Hopes from virtual world

Computer design technology opens new possibilities for young scientists to conduct pragmatic research

Belarus is not a rich country. Accordingly, it should focus not on the creation of new domestic medicines, which cost a great deal to develop, but on generic drugs. The latter are similar to well-known branded medicines, where patents have expired.

Until recently, this view was common, taking into consideration that the development of a modern drug by leading manufacturers might be too expensive. However, the latest computer design technology is allowing the pharmaceutical branch to make medicines not only several times quicker but significantly cheaper, with costs cut 2-3 times. Belarus can now afford to use its well-developed information technologies to design cutting edge medicines.

Scientists from the National Academy of Sciences’ Institute of Biophysics and Cell Engineering are hopeful that their successful mastery of computing methods will help them create a range of new medicines. Scientist Alexander Davidovsky recently reported to the Innovative Forum, held in Minsk, explaining that a new generation anti-tumour drug has been developed with the help of computer software. This is a first for Belarus, although the ‘recipe’ is yet to be chemically synthesised and gain a medical patent. Pre-clinical and clinical tests lie ahead but scientists are confident of success. “Our methods use powerful mathematical optimisation, avoiding tube testing. In turn, we can calculate the structure of a protein-receptor responsible for a particular disease,” Mr. Davidovsky stressed. “This means we can predict or select (from millions of chemical combinations) those which best ‘match’ this protein-receptor. On being located in a certain place, these combinations can actively block a protein, allowing recovery.”

Scientists are now searching for additional ways to practically realise their idea. “We’ve decided to co-operate with the Russians, who are now actively developing computer software for creating medicines. At a profit, they are fulfilling orders for the computer design of drugs, placed by famous global manufacturers,” notes Valery Veresov, the head of Cell Structural Biophysics (a thematic scientific group).

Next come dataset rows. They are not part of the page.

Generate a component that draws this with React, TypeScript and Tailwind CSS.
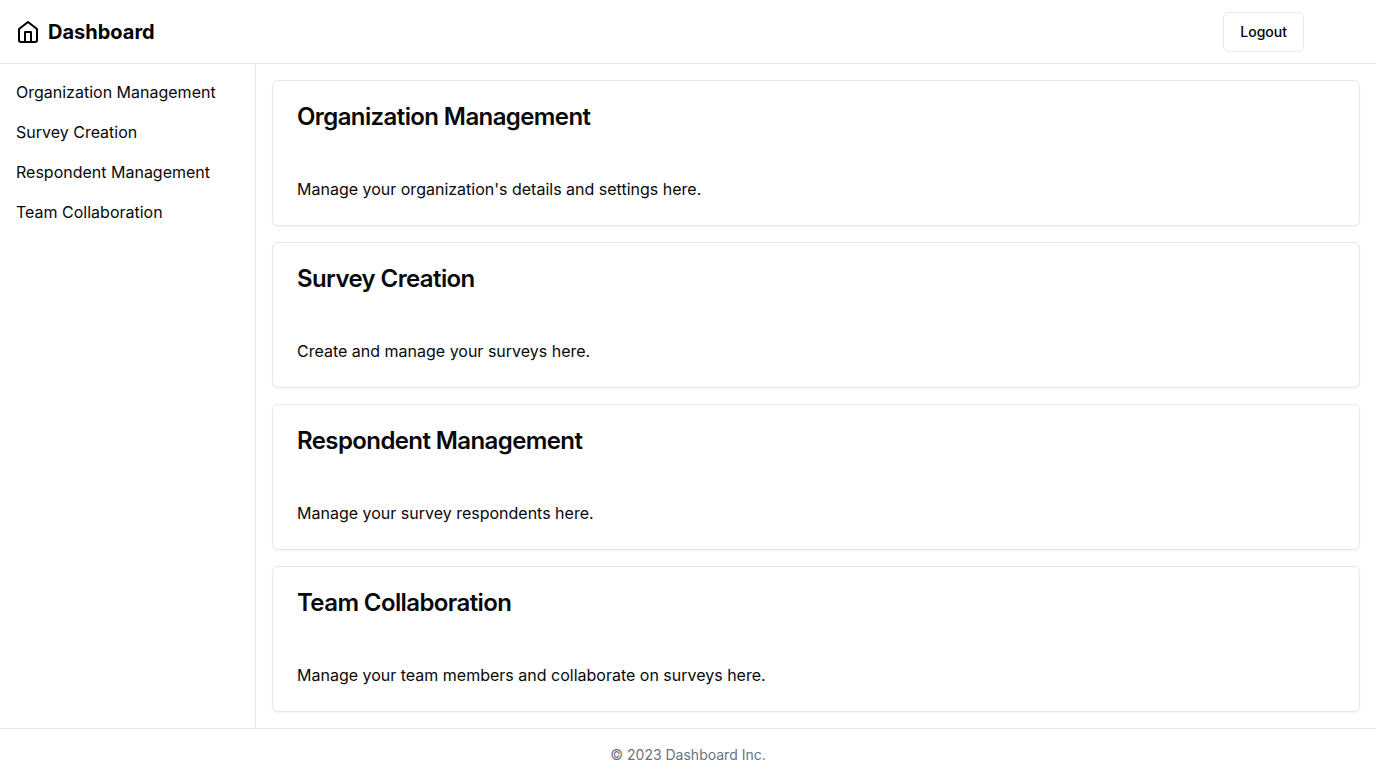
const sections = [
  { id: "organization", title: "Organization Management", text: "Manage your organization's details and settings here." },
  { id: "surveys", title: "Survey Creation", text: "Create and manage your surveys here." },
  { id: "respondents", title: "Respondent Management", text: "Manage your survey respondents here." },
  { id: "team", title: "Team Collaboration", text: "Manage your team members and collaborate on surveys here." },
];

function HomeIcon() {
  return (
    <svg
      className="h-6 w-6"
      viewBox="0 0 24 24"
      fill="none"
      stroke="currentColor"
      strokeWidth="2"
      strokeLinecap="round"
      strokeLinejoin="round"
      aria-hidden="true"
    >
      <path d="m3 9 9-7 9 7v11a2 2 0 0 1-2 2H5a2 2 0 0 1-2-2z" />
      <polyline points="9 22 9 12 15 12 15 22" />
    </svg>
  );
}

export default function App() {
  return (
    <div className="flex min-h-screen flex-col bg-white font-['Inter',sans-serif] text-[#09090b]">
      <header className="flex h-16 items-center justify-between border-b border-[#e5e7eb] pl-4 pr-18 text-black">
        <div className="flex items-center gap-2">
          <HomeIcon />
          <h1 className="text-xl font-bold">Dashboard</h1>
        </div>
        <button
          type="button"
          className="h-10 rounded-md border border-[#e5e7eb] bg-white px-4 text-sm font-medium hover:bg-gray-100"
        >
          Logout
        </button>
      </header>
      <div className="flex flex-1">
        <nav className="w-64 shrink-0 border-r border-[#e5e7eb] p-4">
          <ul className="flex flex-col gap-4">
            {sections.map((s) => (
              <li key={s.id}>
                <a href={`#${s.id}`} className="block">{s.title}</a>
              </li>
            ))}
          </ul>
        </nav>
        <main className="flex flex-1 flex-col gap-4 p-4">
          {sections.map((s) => (
            <section key={s.id} id={s.id} className="rounded-md border border-[#e5e7eb] bg-white shadow-xs">
              <div className="p-6">
                <h2 className="text-2xl leading-6 font-semibold tracking-tight">{s.title}</h2>
              </div>
              <p className="p-6">{s.text}</p>
            </section>
          ))}
        </main>
      </div>
      <footer className="border-t border-[#e5e7eb] p-4 text-center text-sm text-[#6b7280]">
        © 2023 Dashboard Inc.
      </footer>
    </div>
  );
}
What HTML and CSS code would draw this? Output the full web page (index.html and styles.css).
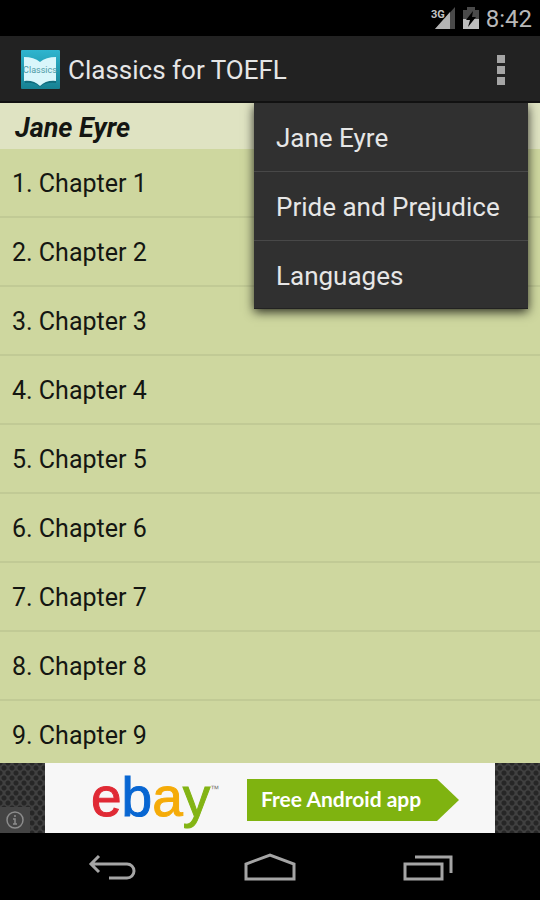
FILE: index.html
```html
<!DOCTYPE html>
<html lang="en">
<head>
  <meta charset="UTF-8">
  <meta name="viewport" content="width=device-width, initial-scale=1">
  <title>Classics for TOEFL</title>
  <link rel="stylesheet" href="styles.css">
</head>
<body>
  <!-- Status bar -->
  <div class="status-bar">
    <svg class="signal" width="26" height="24" viewBox="0 0 26 24" aria-label="3G signal">
      <path d="M25 1v22H5z" fill="#4a4a4a"/>
      <path d="M20 6v17H5z" fill="#b4b4b4"/>
      <text x="1" y="12" class="signal-text">3G</text>
    </svg>
    <svg class="battery" width="16" height="22" viewBox="0 0 16 22" aria-label="Battery charging">
      <path d="M4 0h8v3h4v19H0V3h4z" fill="#4a4a4a"/>
      <path d="M0 12h16v10H0z" fill="#bdbdbd"/>
      <path d="M10 4L3 13h4l-2 7 8-10H9z" fill="#000"/>
    </svg>
    <span class="clock">8:42</span>
  </div>

  <header class="action-bar">
    <svg class="app-icon" width="39" height="39" viewBox="0 0 39 39" aria-hidden="true">
      <defs>
        <linearGradient id="cover" x1="0" y1="0" x2="0" y2="1">
          <stop offset="0" stop-color="#2fb5cf"/>
          <stop offset="1" stop-color="#178193"/>
        </linearGradient>
      </defs>
      <rect width="39" height="39" rx="1" fill="url(#cover)"/>
      <path d="M4 12v21q10-1 15 4 5-5 16-4V12z" fill="#116d7e"/>
      <path d="M3 7q10 0 16 5 6-5 16-5v24q-10-1-16 5-6-6-16-5z" fill="#d9f6fb"/>
      <text x="19" y="23" class="cover-text">Classics</text>
    </svg>
    <h1>Classics for TOEFL</h1>
    <button class="overflow" type="button" aria-label="More options" aria-expanded="true">
      <span></span><span></span><span></span>
    </button>

    <!-- Overflow menu -->
    <div class="menu">
      <button type="button">Jane Eyre</button>
      <button type="button">Pride and Prejudice</button>
      <button type="button">Languages</button>
    </div>
  </header>

  <main>
    <h2>Jane Eyre</h2>
    <ul class="chapters">
      <li><a href="#1">1. Chapter 1</a></li>
      <li><a href="#2">2. Chapter 2</a></li>
      <li><a href="#3">3. Chapter 3</a></li>
      <li><a href="#4">4. Chapter 4</a></li>
      <li><a href="#5">5. Chapter 5</a></li>
      <li><a href="#6">6. Chapter 6</a></li>
      <li><a href="#7">7. Chapter 7</a></li>
      <li><a href="#8">8. Chapter 8</a></li>
      <li><a href="#9">9. Chapter 9</a></li>
    </ul>
  </main>

  <!-- Ad banner -->
  <aside class="ad">
    <button class="ad-info" type="button" aria-label="About this ad">
      <svg width="18" height="18" viewBox="0 0 18 18">
        <circle cx="9" cy="9" r="8" fill="none" stroke="#8c8c8c" stroke-width="1.5"/>
        <path d="M9 4v2M7 8h2v5M7 13h4" fill="none" stroke="#8c8c8c" stroke-width="1.5"/>
      </svg>
    </button>
    <a class="ad-link" href="#ad">
      <span class="ebay"><span class="e">e</span><span class="b">b</span><span class="a">a</span><span class="y">y</span><span class="tm">™</span></span>
      <span class="ad-action">Free Android app</span>
    </a>
  </aside>

  <nav class="nav-bar">
    <button type="button" aria-label="Back">
      <svg width="50" height="30" viewBox="0 0 50 30">
        <path d="M12 3L4 11l8 8M4 11h36a7 7 0 0 1 0 14H22" fill="none" stroke="#a5a5a5" stroke-width="3"/>
      </svg>
    </button>
    <button type="button" aria-label="Home">
      <svg width="52" height="30" viewBox="0 0 52 30">
        <path d="M2 26V11L26 2l24 9v15z" fill="none" stroke="#a5a5a5" stroke-width="3"/>
      </svg>
    </button>
    <button type="button" aria-label="Recent apps">
      <svg width="50" height="30" viewBox="0 0 50 30">
        <path d="M2 11h37v15H2zM12 4h36v16" fill="none" stroke="#a5a5a5" stroke-width="3"/>
      </svg>
    </button>
  </nav>
</body>
</html>
```
FILE: styles.css
```css
* {box-sizing:border-box;}
body {font-family:Roboto,sans-serif; margin:0; height:100vh; display:flex; flex-direction:column; background:#000; color:#e6e6e6; font-size:26px; line-height:32px;}
button {font:inherit; color:inherit; background:none; border:0; margin:0; padding:0; cursor:pointer;}
a {color:inherit; text-decoration:none;}
h1, h2, ul {margin:0; padding:0; font-weight:400; font-size:26px;}

/* Status bar */
.status-bar {flex:none; height:36px; display:flex; align-items:center; justify-content:flex-end; gap:7px; padding:0 8px;}
.signal-text {font-size:11px; font-weight:700; fill:#c4c4c4; stroke:#000; stroke-width:2px; paint-order:stroke;}
.clock {font-size:24px; line-height:36px; padding-top:2px; color:#b8b8b8;}

/* Action bar */
.action-bar {flex:none; position:relative; z-index:1; height:67px; display:flex; align-items:center; gap:8px; padding:0 11px 0 21px; background:#222; box-shadow:inset 0 -2px #111;}
.action-bar h1 {flex:1;}
.cover-text {font-size:9px; fill:#4e9aa6; text-anchor:middle;}
.overflow {width:56px; height:48px; display:flex; flex-direction:column; align-items:center; justify-content:center; gap:3px;}
.overflow span {width:8px; height:8px; background:#a5a5a5;}
.menu {position:absolute; top:100%; right:12px; width:274px; background:#303030; box-shadow:0 3px 10px rgba(0,0,0,0.8); clip-path:inset(0 -20px -20px -20px);}
.menu button {display:block; width:100%; height:69px; padding:2px 22px 0; text-align:left; white-space:nowrap; border-bottom:1px solid #484848;}
.menu button:last-child {height:68px; border-bottom-color:#222;}

/* Chapter list */
main {flex:1; min-height:0; overflow:hidden; background:#ced79f; color:#141612;}
h2 {padding:9px 15px 5px; background:#dfe3c2; font-size:27px; font-weight:700; font-style:italic;}
.chapters {list-style:none;}
.chapters a {display:flex; align-items:center; height:69px; padding:2px 12px 0; font-size:25px; border-bottom:2px solid #c1ca95;}

/* Ad banner */
.ad {flex:none; position:relative; height:70px; display:flex; justify-content:center; background-color:#404040; background-image:radial-gradient(circle,#262626 2px,transparent 3px),radial-gradient(circle,#262626 2px,transparent 3px); background-size:8px 10px; background-position:0 0,4px 5px;}
.ad-info {position:absolute; left:0; bottom:0; width:30px; height:26px; display:flex; align-items:center; justify-content:center; background:#444;}
.ad-link {width:450px; max-width:100%; display:flex; align-items:center; justify-content:space-between; padding:4px 36px 0 46px; background:#f7f7f7;}
.ebay {display:flex; height:66px; font-family:"Liberation Sans",sans-serif; font-size:55px; line-height:60px; -webkit-text-stroke:1px;}
.ebay .e {color:#e02a35;}
.ebay .b {color:#0866d2;}
.ebay .a {color:#f5ab08;}
.ebay .y {color:#83b414;}
.ebay .tm {font-size:9px; line-height:44px; color:#777; -webkit-text-stroke:0;}
.ad-action {width:212px; height:42px; padding-left:14px; background:#7fb310; color:#fff; font-family:Lato,sans-serif; font-weight:700; font-size:21px; line-height:40px; white-space:nowrap; clip-path:polygon(0 0,190px 0,100% 50%,190px 100%,0 100%);}

/* Navigation bar */
.nav-bar {flex:none; height:67px; display:flex; justify-content:center; gap:56px; padding-top:3px;}
.nav-bar button {width:102px; display:flex; align-items:center; justify-content:center;}
```
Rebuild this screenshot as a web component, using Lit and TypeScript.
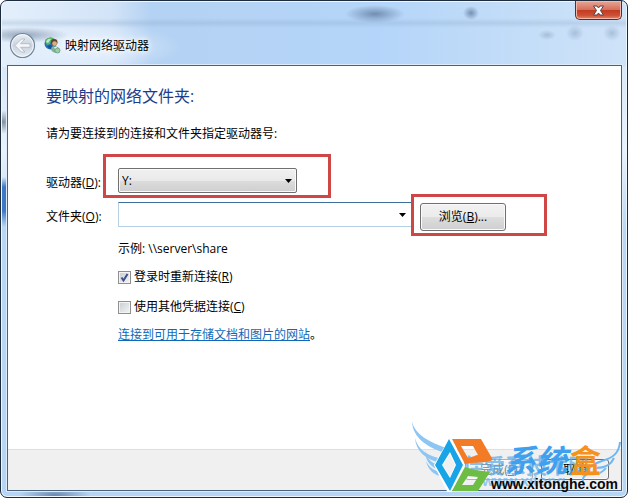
import { LitElement, html, css } from "lit";
import { customElement, state } from "lit/decorators.js";

@customElement("site-watermark")
class SiteWatermark extends LitElement {
  static styles = css`
    :host {
      display: block;
      pointer-events: none;
    }
    svg {
      display: block;
    }
    .ghost {
      font: bold 21px "Noto Sans CJK SC", sans-serif;
      fill: #58a9e6;
      opacity: 0.7;
    }
    .ghost-url {
      font: bold 15px "Liberation Sans", sans-serif;
      fill: #6db6f0;
      opacity: 0.7;
    }
    .brand {
      font: bold 31px "Noto Sans CJK SC", sans-serif;
      fill: #3ea0ee;
    }
    .slant {
      font-style: italic;
    }
    .box {
      fill: #f5921e;
    }
    .url {
      font: bold 14px "Liberation Sans", sans-serif;
      fill: #080808;
    }
  `;

  render() {
    return html`
      <svg width="228" height="88" viewBox="0 0 228 88" aria-hidden="true">
        <g fill="#8cc6f5">
          <path d="M12 12C15 24 28 32 49 39L45 43C26 37 13 27 12 12Z" />
          <path d="M15 28C18 40 28 46 43 49L40 53C25 49 16 41 15 28Z" />
          <path d="M25 40C26 48 31 53 39 55L37 59C29 56 25 49 25 40Z" />
          <path d="M26 51C29 57 33 60 40 62L43 67C34 65 28 60 26 51Z" />
        </g>
        <g fill="none" stroke="#6db8f2" stroke-width="2">
          <path d="M220 32C219 44 212 48 202 51C193 54 188 57 187 64" />
          <path d="M214 48C211 55 204 58 196 58" />
          <path d="M206 58C202 63 196 65 190 64C184 64 181 69 184 75" />
        </g>
        <text class="ghost" x="63" y="63">佳爱系技术网</text>
        <text class="ghost-url" x="82" y="76">www.xitong</text>
        <path d="M35 55L50 29L64 55L51 81H48ZM42 55L50 69L56 55L50 42Z" fill="#fff" stroke="#fff" stroke-width="2" />
        <path fill="#18a4e6" fill-rule="evenodd" d="M35 55L49 29L63 55L50 81ZM42 55L50 68L56 55L50 42Z" />
        <path fill="#f47b25" fill-rule="evenodd" d="M52 29H81L93 50L86 52L72 53L65 54ZM61 36L68 48L78 45L73 36Z" />
        <path fill="#6dbd45" fill-rule="evenodd" d="M65 57L75 60L90 62L78 81H52ZM68 66L62 75H73L78 67Z" />
        <text class="brand slant" x="105" y="62">系统</text>
        <text class="brand box" x="170" y="62">盒</text>
        <text class="url" x="91" y="79">www.xitonghe.com</text>
      </svg>
    `;
  }
}

@customElement("app-root")
class AppRoot extends LitElement {
  @state() reconnect = true;
  @state() otherCredentials = false;

  static styles = css`
    :host {
      display: block;
      font: 12px/16px "Open Sans", "Noto Sans CJK SC", sans-serif;
      color: #000;
    }
    * {
      box-sizing: border-box;
    }
    button,
    input,
    select {
      font: inherit;
      color: inherit;
      margin: 0;
    }
    .window {
      position: relative;
      display: flex;
      flex-direction: column;
      min-height: 100vh;
      padding: 0 5px 6px 6px;
      border: 1px solid #1e2b3c;
      border-radius: 7px;
      box-shadow: inset 0 0 0 1px #eef7ff;
      background:
        radial-gradient(ellipse 30px 9px at 374px 13px, #4a6486a0, #4a648600),
        radial-gradient(ellipse 8px 7px at 470px 12px, #3c567a90, #3c567a00),
        radial-gradient(ellipse 9px 5px at 546px 34px, #6c88a860, #6c88a800),
        radial-gradient(ellipse 9px 8px at 574px 32px, #6c88a860, #6c88a800),
        radial-gradient(ellipse 9px 8px at 611px 32px, #6c88a860, #6c88a800),
        radial-gradient(ellipse 46px 8px at 22px 34px, #5c708c90, #5c708c00),
        radial-gradient(ellipse 90px 24px at 90px 46px, #eef6ffd0, #eef6ff00),
        radial-gradient(ellipse 12px 12px at 2px 121px, #8190a0, #6e7f9000),
        linear-gradient(#3b72bf00, #3f78c4 10px, #3f78c4 34px, #3b72bf00) 0 176px / 7px 50px no-repeat,
        radial-gradient(ellipse 36px 8px at 54px 494px, #46658cb0, #46658c00),
        linear-gradient(#7f9fc000 17px, #7f9fc040 22px, #7f9fc000 27px) 0 0 / 100% 66px no-repeat,
        linear-gradient(90deg, #e4effb 0, #d3e4f8 110px, #b4d2f3 150px, #b4d5f9 60%, #cfe3f8 100%) 0 0 / 100% 66px no-repeat,
        linear-gradient(#d8e8f8 60px, #e8f2fb 150px, #b8d6f5 230px, #b6d5f5);
      background-color: #b8d6f5;
    }
    .titlebar {
      display: flex;
      justify-content: space-between;
      min-height: 64px;
    }
    .caption {
      display: flex;
      align-items: center;
      align-self: flex-end;
      padding: 0 0 6px 2px;
    }
    .back {
      width: 27px;
      height: 27px;
      padding: 0;
      border: 0;
      background: none;
    }
    .back svg,
    .net svg {
      display: block;
    }
    .net {
      margin: 0 4px 0 8px;
    }
    .title {
      margin: 0;
      font-size: 12px;
      font-weight: 400;
      text-shadow: 0 0 6px #fff, 0 0 6px #fff;
    }
    .close {
      display: grid;
      place-items: center;
      width: 47px;
      height: 19px;
      padding: 0;
      border: 1px solid #5b2930;
      border-top: 0;
      border-radius: 0 0 5px 5px;
      box-shadow: inset 0 0 0 1px #f1b8ab;
      background: linear-gradient(#e7a696, #d5705b 48%, #c03a22 50%, #cf5034 80%, #e08a62);
    }
    .page {
      flex: 1;
      display: flex;
      flex-direction: column;
      border: 1px solid #49637f;
      background: #fff;
      box-shadow: 0 0 0 1px #dcecfb;
    }
    .body {
      flex: 1;
      padding: 18px 115px 24px 38px;
    }
    .heading {
      margin: 0 0 18px;
      font-size: 16px;
      line-height: 24px;
      font-weight: 400;
      color: #1a3e8c;
    }
    .intro {
      margin: 0 0 26px;
    }
    .row {
      display: grid;
      grid-template-columns: 72px 1fr;
    }
    .row + .row {
      margin-top: 9px;
    }
    .name {
      padding-top: 7px;
    }
    .key {
      text-decoration: underline;
    }
    .field {
      position: relative;
      display: flex;
    }
    .drive {
      position: relative;
      width: 179px;
    }
    .drive select {
      appearance: none;
      display: block;
      width: 100%;
      height: 25px;
      padding: 0 24px 0 3px;
      border: 1px solid #707070;
      border-radius: 2px;
      box-shadow: inset 0 0 0 1px #fafafa;
      background: linear-gradient(#f1f1f1, #e9e9e9 50%, #dcdcdc 52%, #cfcfcf);
    }
    .arrow {
      display: block;
    }
    .drive .arrow {
      position: absolute;
      right: 5px;
      top: 11px;
      pointer-events: none;
    }
    .combo {
      flex: 1;
      display: flex;
      height: 25px;
      min-width: 0;
      border: 1px solid #b5cfe7;
      border-top-color: #3d6f9c;
      background: #fff;
    }
    .combo input {
      flex: 1;
      min-width: 0;
      padding: 0 4px;
      border: 0;
      outline: 0;
      background: none;
    }
    .drop {
      display: grid;
      place-items: center;
      width: 18px;
      padding: 0;
      border: 0;
      background: none;
    }
    .browse {
      width: 86px;
      height: 28px;
      margin: 1px 0 0 8px;
    }
    .push {
      padding: 0;
      border: 1px solid #707070;
      border-radius: 3px;
      box-shadow: inset 0 0 0 1px #fafafa;
      background: linear-gradient(#f2f2f2, #ebebeb 50%, #dddddd 52%, #cfcfcf);
    }
    .callout {
      position: absolute;
      border: 3px solid #cf4647;
      pointer-events: none;
    }
    .callout-drive {
      left: -15px;
      top: -14px;
      width: 228px;
      height: 44px;
    }
    .callout-browse {
      right: -41px;
      top: -8px;
      width: 136px;
      height: 42px;
    }
    .options {
      display: flex;
      flex-direction: column;
      align-items: flex-start;
      gap: 12px;
      padding: 10px 0 0 72px;
    }
    .options p {
      margin: 0;
    }
    .check {
      display: flex;
      align-items: center;
      gap: 3px;
    }
    .check + .check {
      margin: 2px 0 0;
    }
    .check input {
      appearance: none;
      display: block;
      width: 13px;
      height: 13px;
      border: 1px solid #8e8f8f;
      background: linear-gradient(135deg, #c9cdd1, #f4f4f4);
      box-shadow: inset 0 0 0 1px #f4f4f4;
    }
    .tick {
      position: relative;
    }
    .tick svg {
      position: absolute;
      left: 0;
      top: 0;
      pointer-events: none;
    }
    a {
      color: #0f68b8;
      text-decoration: underline;
    }
    .footer {
      display: flex;
      justify-content: flex-end;
      gap: 8px;
      min-height: 41px;
      padding: 9px 12px;
      border-top: 1px solid #dfdfdf;
      background: #f0f0f0;
    }
    .footer .push {
      width: 68px;
      height: 21px;
      background: #f0f0f0;
    }
    .footer .push:disabled {
      color: #838383;
      border-color: #adb2b5;
      background: #f4f4f4;
    }
    .watermark {
      position: absolute;
      right: -1px;
      bottom: -1px;
    }
  `;

  private arrow() {
    return html`<svg class="arrow" width="7" height="4" viewBox="0 0 7 4" aria-hidden="true"><path d="M0 0H7L3.5 4Z" /></svg>`;
  }

  render() {
    return html`
      <div class="window">
        <header class="titlebar">
          <div class="caption">
            <button class="back" aria-label="后退">
              <svg width="27" height="27" viewBox="0 0 27 27">
                <defs>
                  <linearGradient id="disc" x1="0" y1="0" x2="0" y2="1">
                    <stop offset="0" stop-color="#e9eef4" />
                    <stop offset=".5" stop-color="#cbd4de" />
                    <stop offset="1" stop-color="#e3ebf3" />
                  </linearGradient>
                </defs>
                <circle cx="13.5" cy="13.5" r="12" fill="url(#disc)" stroke="#72839a" stroke-width="1.2" />
                <circle cx="13.5" cy="13.5" r="10.8" fill="none" stroke="#f5f9fd" stroke-width="1" />
                <path d="M6 13.5L12.5 7H16L11.5 11.7H21V15.3H11.5L16 20H12.5Z" fill="#f5f7fa" stroke="#a9b5c3" stroke-width=".8" />
              </svg>
            </button>
            <span class="net">
              <svg width="17" height="17" viewBox="0 0 17 17" aria-hidden="true">
                <circle cx="6.5" cy="6.5" r="6" fill="#2674b8" />
                <path d="M1 4C3 0 8 0 10 2L7 4L6 7L3 8Z" fill="#5cb85a" />
                <path d="M2 5C3 2 5 1 7 2L4 6Z" fill="#b9e4ee" />
                <path d="M3 9L7 8L9 12L6 12Z" fill="#154f96" />
                <circle cx="10.2" cy="5.3" r="3.3" fill="#5e4530" />
                <circle cx="10.6" cy="6.6" r="2.4" fill="#d8ad87" />
                <path d="M7 13C7 9 9 9 11 9.5C14 9.5 16 11 16 15C13 17 9 16 7 13Z" fill="#7fb292" />
                <path d="M10 10L12 14L13 10Z" fill="#e6f3ea" />
                <circle cx="13.5" cy="13.5" r="2.5" fill="#a2c8ad" stroke="#639a78" stroke-width=".7" />
              </svg>
            </span>
            <h1 class="title">映射网络驱动器</h1>
          </div>
          <button class="close" aria-label="关闭">
            <svg width="13" height="11" viewBox="0 0 13 11">
              <path d="M1.5 1H5L6.5 3L8 1H11.5L8.5 5.5L11.5 10H8L6.5 8L5 10H1.5L4.5 5.5Z" fill="#fff" stroke="#5a4148" stroke-width="1" />
            </svg>
          </button>
        </header>

        <main class="page">
          <div class="body">
            <h2 class="heading">要映射的网络文件夹:</h2>
            <p class="intro">请为要连接到的连接和文件夹指定驱动器号:</p>

            <div class="row">
              <label class="name" for="drive">驱动器(<span class="key">D</span>):</label>
              <div class="field">
                <div class="drive">
                  <select id="drive">
                    <option>Y:</option>
                  </select>
                  ${this.arrow()}
                </div>
                <div class="callout callout-drive"></div>
              </div>
            </div>

            <div class="row">
              <label class="name" for="folder">文件夹(<span class="key">O</span>):</label>
              <div class="field">
                <div class="combo">
                  <input id="folder" type="text" />
                  <button class="drop" aria-label="展开">${this.arrow()}</button>
                </div>
                <button class="push browse">浏览(<span class="key">B</span>)...</button>
                <div class="callout callout-browse"></div>
              </div>
            </div>

            <div class="options">
              <p>示例: \\\\server\\share</p>
              <label class="check">
                <span class="tick">
                  <input
                    type="checkbox"
                    .checked=${this.reconnect}
                    @change=${(e: Event) => (this.reconnect = (e.target as HTMLInputElement).checked)}
                  />
                  ${this.reconnect
                    ? html`<svg width="13" height="13" viewBox="0 0 13 13"><path d="M3.5 6.5L5.5 9.5L9.5 3" fill="none" stroke="#3b4f8c" stroke-width="2" /></svg>`
                    : ""}
                </span>
                <span>登录时重新连接(<span class="key">R</span>)</span>
              </label>
              <label class="check">
                <span class="tick">
                  <input
                    type="checkbox"
                    .checked=${this.otherCredentials}
                    @change=${(e: Event) => (this.otherCredentials = (e.target as HTMLInputElement).checked)}
                  />
                </span>
                <span>使用其他凭据连接(<span class="key">C</span>)</span>
              </label>
              <p><a href="#">连接到可用于存储文档和图片的网站</a>。</p>
            </div>
          </div>

          <footer class="footer">
            <button class="push" disabled>完成(<span class="key">F</span>)</button>
            <button class="push">取消</button>
          </footer>
        </main>

        <site-watermark class="watermark"></site-watermark>
      </div>
    `;
  }
}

The doctor of biological sciences tells us, “Jointly with the Centre for Theoretical Problems of Physico-Chemical Pharmacology at the Russian Academy of Sciences, we’ve applied to the Interstate Target Programme for CIS States’ Innovative Co-operation for 2011-2020, hoping to gain financing. Joint research using our SKIF supercomputer could result in the production of new drugs.”

This branch is a priority worldwide. Not long ago, the USA hosted an international congress gathering producers and developers of medicines, where it was noted that computer designed drugs are now responsible for six percent of the market. Western specialists say that, by 2020, computer designed medicines will comprise 30 percent of the total, rising to 90 percent by 2050.